◆ Aim ◆
Take the lines from the top down to and including the one with "import React from" and repeat them exactly. Omit images.

(Code that builds pages)
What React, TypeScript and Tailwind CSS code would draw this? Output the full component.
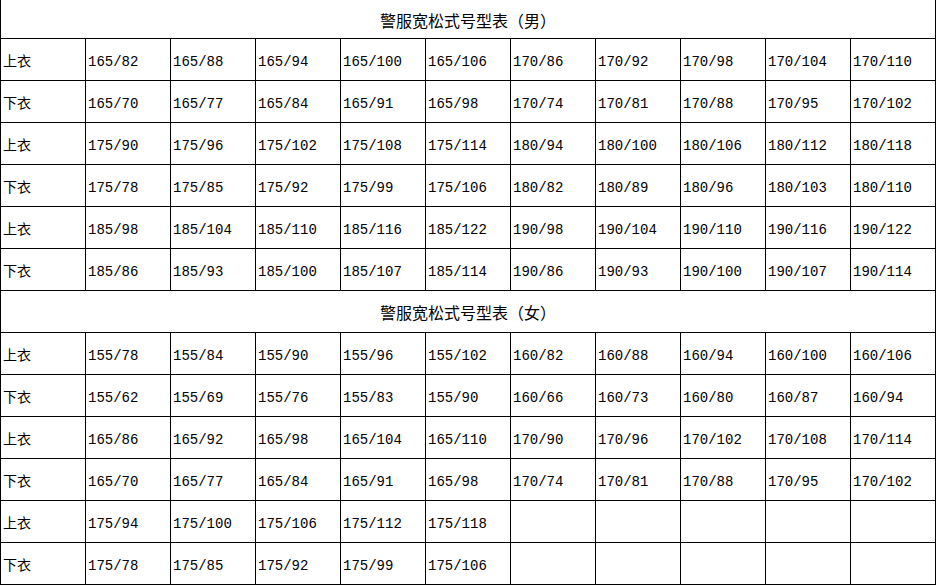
import React from "react";

const men: [string, string[]][] = [
  ["上衣", ["165/82", "165/88", "165/94", "165/100", "165/106", "170/86", "170/92", "170/98", "170/104", "170/110"]],
  ["下衣", ["165/70", "165/77", "165/84", "165/91", "165/98", "170/74", "170/81", "170/88", "170/95", "170/102"]],
  ["上衣", ["175/90", "175/96", "175/102", "175/108", "175/114", "180/94", "180/100", "180/106", "180/112", "180/118"]],
  ["下衣", ["175/78", "175/85", "175/92", "175/99", "175/106", "180/82", "180/89", "180/96", "180/103", "180/110"]],
  ["上衣", ["185/98", "185/104", "185/110", "185/116", "185/122", "190/98", "190/104", "190/110", "190/116", "190/122"]],
  ["下衣", ["185/86", "185/93", "185/100", "185/107", "185/114", "190/86", "190/93", "190/100", "190/107", "190/114"]],
];

const women: [string, string[]][] = [
  ["上衣", ["155/78", "155/84", "155/90", "155/96", "155/102", "160/82", "160/88", "160/94", "160/100", "160/106"]],
  ["下衣", ["155/62", "155/69", "155/76", "155/83", "155/90", "160/66", "160/73", "160/80", "160/87", "160/94"]],
  ["上衣", ["165/86", "165/92", "165/98", "165/104", "165/110", "170/90", "170/96", "170/102", "170/108", "170/114"]],
  ["下衣", ["165/70", "165/77", "165/84", "165/91", "165/98", "170/74", "170/81", "170/88", "170/95", "170/102"]],
  ["上衣", ["175/94", "175/100", "175/106", "175/112", "175/118", "", "", "", "", ""]],
  ["下衣", ["175/78", "175/85", "175/92", "175/99", "175/106", "", "", "", "", ""]],
];

function Cell({ text }: { text: string }) {
  return (
    <div className="h-[42px] border-r border-b border-black flex items-center pl-[2px] pt-[5px] text-[14px] text-black whitespace-nowrap">
      {text}
    </div>
  );
}

function Title({ text, first }: { text: string; first?: boolean }) {
  return (
    <div
      className={`col-span-11 border-r border-b border-black flex items-center justify-center pt-[1px] text-[16px] text-black ${first ? "h-[39px]" : "h-[42px]"}`}
      style={{ fontFamily: '"Noto Sans CJK SC", sans-serif' }}
    >
      {text}
    </div>
  );
}

export default function App() {
  return (
    <div className="w-[937px] h-[586px] bg-white">
      <div
        className="grid grid-cols-[repeat(11,85px)] w-[936px] border-l border-black"
        style={{ fontFamily: '"Liberation Mono", "Noto Sans CJK SC", monospace' }}
      >
        <Title text="警服宽松式号型表（男）" first />
        {men.map(([label, vals], i) => (
          <React.Fragment key={"m" + i}>
            <Cell text={label} />
            {vals.map((v, j) => (
              <Cell key={j} text={v} />
            ))}
          </React.Fragment>
        ))}
        <Title text="警服宽松式号型表（女）" />
        {women.map(([label, vals], i) => (
          <React.Fragment key={"w" + i}>
            <Cell text={label} />
            {vals.map((v, j) => (
              <Cell key={j} text={v} />
            ))}
          </React.Fragment>
        ))}
      </div>
    </div>
  );
}
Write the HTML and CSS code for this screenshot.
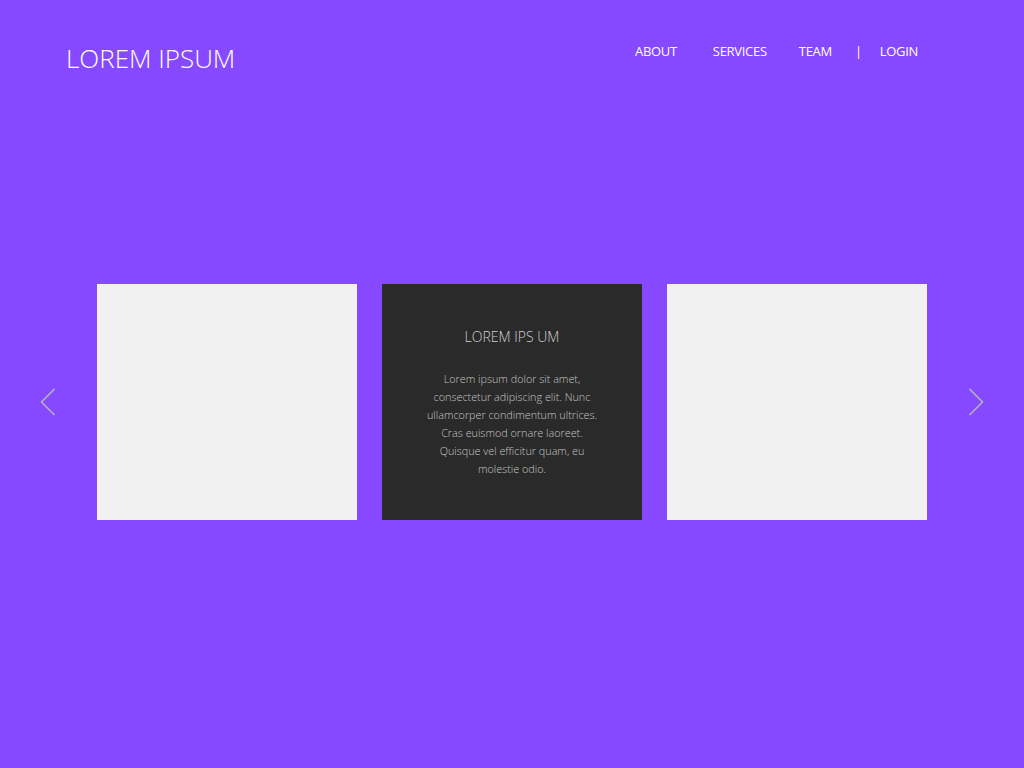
FILE: index.html
```html
<!DOCTYPE html>
<html lang="en">
<head>
<meta charset="utf-8">
<title>Lorem Ipsum</title>
<link rel="stylesheet" href="styles.css">
</head>
<body>
<div class="page">
  <header class="header">
    <div class="logo">LOREM IPSUM</div>
    <nav class="nav">
      <a class="nav-link about" href="#">ABOUT</a>
      <a class="nav-link services" href="#">SERVICES</a>
      <a class="nav-link team" href="#">TEAM</a>
      <span class="nav-sep">|</span>
      <a class="nav-link login" href="#">LOGIN</a>
    </nav>
  </header>
  <section class="carousel">
    <button class="arrow" aria-label="Previous">
      <svg width="16" height="28" viewBox="0 0 16 28"><polyline points="14.5,1 1.5,14 14.5,27" fill="none" stroke="#b4b4b4" stroke-width="1.6"/></svg>
    </button>
    <div class="cards">
      <div class="card card-light"></div>
      <div class="card card-dark">
        <h2 class="card-title">LOREM IPS UM</h2>
        <p class="card-text">Lorem ipsum dolor sit amet, consectetur adipiscing elit. Nunc ullamcorper condimentum ultrices. Cras euismod ornare laoreet. Quisque vel efficitur quam, eu molestie odio.</p>
      </div>
      <div class="card card-light"></div>
    </div>
    <button class="arrow" aria-label="Next">
      <svg width="16" height="28" viewBox="0 0 16 28"><polyline points="1.5,1 14.5,14 1.5,27" fill="none" stroke="#b4b4b4" stroke-width="1.6"/></svg>
    </button>
  </section>
</div>
</body>
</html>
```

FILE: styles.css
```css
html, body {
  margin: 0;
  padding: 0;
}
body {
  background: #8649ff;
  font-family: "Open Sans", "Liberation Sans", sans-serif;
  font-weight: 300;
  color: #fff;
}
.page {
  height: 768px;
  display: flex;
  flex-direction: column;
}
.header {
  display: flex;
  justify-content: space-between;
  align-items: flex-start;
  padding: 40px 106px 0 66px;
}
.logo {
  font-size: 26px;
  line-height: 36px;
}
.nav {
  display: flex;
  align-items: center;
  padding-top: 1px;
  font-size: 13px;
  font-weight: 400;
  line-height: 20px;
  letter-spacing: -0.3px;
}
.nav-link {
  color: #fff;
  text-decoration: none;
}
.about { margin-right: 36px; }
.services { margin-right: 32px; }
.team { margin-right: 23px; }
.nav-sep { margin-right: 18px; }
.carousel {
  display: flex;
  align-items: center;
  justify-content: space-between;
  padding: 208px 40px 0 40px;
}
.arrow {
  background: none;
  border: 0;
  padding: 0;
  width: 16px;
  height: 28px;
  cursor: pointer;
}
.arrow svg { display: block; }
.cards {
  display: flex;
  gap: 25px;
}
.card {
  width: 260px;
  height: 236px;
  box-sizing: border-box;
}
.card-light { background: #f1f1f1; }
.card-dark {
  background: #2a2a2a;
  text-align: center;
  padding: 43px 30px 0;
}
.card-title {
  margin: 0;
  font-weight: 300;
  font-size: 14px;
  line-height: 20px;
  color: #d0d0d0;
}
.card-text {
  margin: 23px auto 0;
  width: 174px;
  font-size: 10.8px;
  line-height: 18px;
  color: #c4c4c4;
}
```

◆ Solution to this task ◆
What React, TypeScript and Tailwind CSS code would draw this? Output the full component.
import React from "react";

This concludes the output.